Ahmadiyya Times | News Watch | Int'l Desk
Source/Credit: ABC News | Australia
By Matt Brown, Elizabeth Jackson | March 6, 2011
Indonesia watches people power
ELIZABETH JACKSON: Indonesia has been confronting a rising tide of religious intolerance.
Local governments in the Muslim majority nation are banning an Islamic sect and Islamic hardliners want the national government to make the ban country-wide.
While their fellow Muslims struggle to overcome the dictators of the Middle East, Indonesians have learned that people power isn't always a good thing, as our Indonesia correspondent, Matt Brown, reports.
MATT BROWN: More than a decade after Indonesians forced their own despot, Suharto, from power they're watching the push for freedom in the Middle East intensely.
(Crowds chant "Allah hu Akbar!")
Amidst the convulsions in the Tunisia, Egypt and Libya, some have pointed to Muslim majority Indonesia as a place where would be reformers could learn a valuable lesson.
But these days the cries from the streets of Jakarta have taken on a different tone.
"If God wants us to die defending Islam," this speaker says, "We will be there in the front line to defend our religion, agreed?"
"We agree! We agree!" the crowd replies.
These are hardline Muslims who want Indonesia's president to ban an Islamic sect called Ahmadiyah. Ahmadis are accused of heresy because they believe an Indian preacher from the late 1800's was a Muslim prophet, which would mean that Mohammad didn't deliver the final word.
The hardliners claim that's such a blasphemy they're willing to die to oppose it.
These aren't people you'd typically call terrorists but they're vocal and active and willing to kill others in self righteous certainty.
They shout that they want to destroy Ahmadiyah and their noisy demonstration this week came in the wake of a brutal lynching, in which hardliners killed three Ahmadis in a mob attack on a home in western Java.
(Sounds of people in mob shouting)
Video of the men being clubbed to death was swiftly posted on YouTube. The mob was as filled with puritanical certainty as it was confident it is overwhelming numbers.
The scenes of a large crowd shouting "God is great!" as young men bashed the naked, bloodied bodies into the mud caused many Indonesians to recoil.
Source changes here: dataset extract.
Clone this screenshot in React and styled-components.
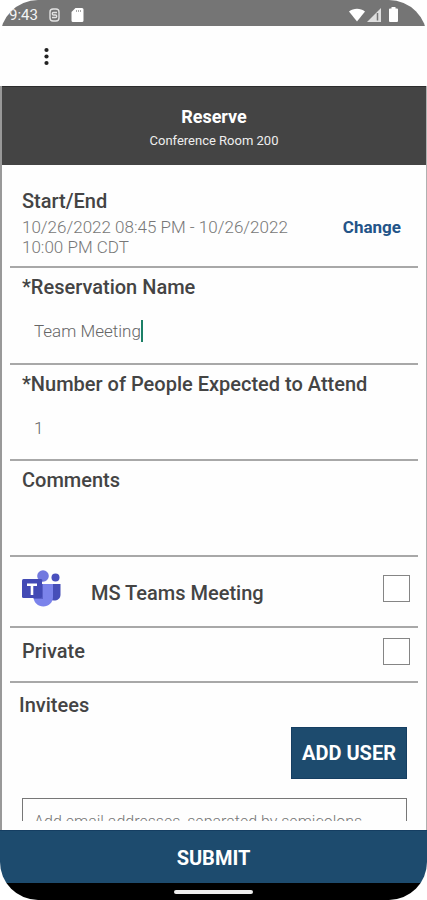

It's a crisis of faith, in more ways than one: the episode also renewed debate about the nature of Islam, and it cast a different light on the mantra, repeated by American presidents, Australian diplomats and Indonesian leaders alike: that Indonesia is a tolerant, pluralist place.
The religious affairs minister, from a religious party, agrees with the hardliners and backs a ban.
And the killers claim legitimacy by citing a government decree made in 2008. Back then the hardliners attacked Ahmadis and staged rallies to demand a ban. Instead of defending the right to worship the government brokered a deal and issued a decree to stop the Ahmadis from spreading their beliefs.
The hardline activism's proved to have a sort of ratchet effect of pandering, people power and religious intolerance which has undermined Indonesia's pluralist credentials.
To be fair, three police who failed to oppose the murderous mob have been charged with negligence causing death. Twelve members of the mob have been charged, along with one Ahmadi.
That said, the whole episode has highlighted the fact that Indonesians are not free to worship.
Here the government decides what is and isn't allowed, defining just six official religions: Islam, Buddhism, Hinduism, Protestantism, Catholicism and Confucianism. Officially, the Jews aren't welcome. In addition, Christian proselytisers are bashed and churches burned with near impunity.
There are lessons to be learned here and Indonesia's economic success and stability after years of tyrannical rule by a steadfast western ally can't be ignored. Nor can the importance and fragility of religious tolerance.
This is Matt Brown in Jakarta for Correspondent's Report.